「武士の家計簿」

 なかなか見ることが出来なかったのですが、8月21日の朝やっと見ることが出来ました。森田芳光監督の傑作、という評価をしたいと思います。


 加賀藩猪山家の家計簿に基づく映画です。時代劇映画に付き物のチャンバラのない映画ですが、「そろばん侍」と自称する、そろばんで主君に仕える猪山家の3世代にわたる父と息子、夫婦など家族の関係を中心に追いながら武家社会の変化も十分に描きこんでいます。
 色々と面白い観点は在りますが、まずそろばんがお家芸という武士の家をみんなが認めている点です。これはやはり幕末という封建社会の崩壊の手前だからでしょう。
 そして帳簿を通じて、藩政が見えるというのも、鋭い指摘です。飢饉の「お救い米」の出入りを追いかけて、藩内の不正を暴いた、というエピソードは、時代の変化とともに必要とされる能力も変わってきているということです。専門家の能力は、新しい時代を見て行きます。後に大村益次郎が「戦は兵士に配るわらじやおにぎりの世話をするものが大事」につながってきます。

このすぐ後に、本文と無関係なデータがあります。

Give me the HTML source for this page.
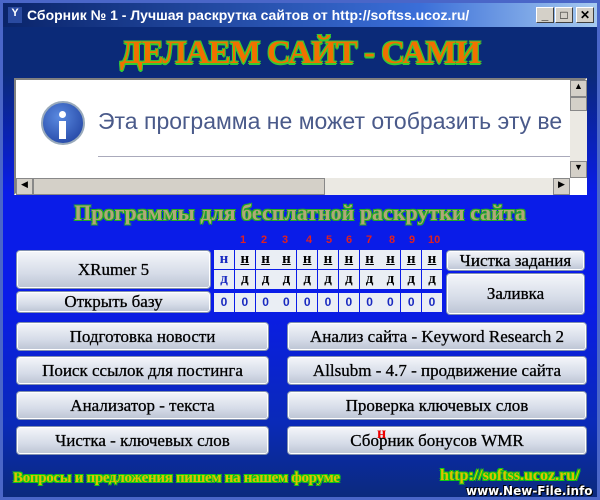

 小さな自分の息子に読み書き算盤を教えるところで「郡上一揆」を思い出しました。あちら「村役の息子は、いつの日にか村人の役に立つために勉強しろ」と教えられます。それに引きかえ武家では我が家の存続のためです。どちらの階級が延々と続いていく階級かが如実に現れています。
 莫大な借金を抱え込んだ家計を立て直すために、質素倹約の生活に切り替えますが、その前に家に溜め込んだ陶芸品や着物を売り払うことにします。父や母は世間体もあるが自分の趣向品を奪われることに、少し抵抗します。
 しかし見事に溜め込んでいます。書画、本、着物、刀、陶芸など、その当時の芸術品が武士の家にはたくさんあったと言う事でしょう。それは、言葉を変えて言えば、芸術を作って行ったのは支配階級であったということでしょう。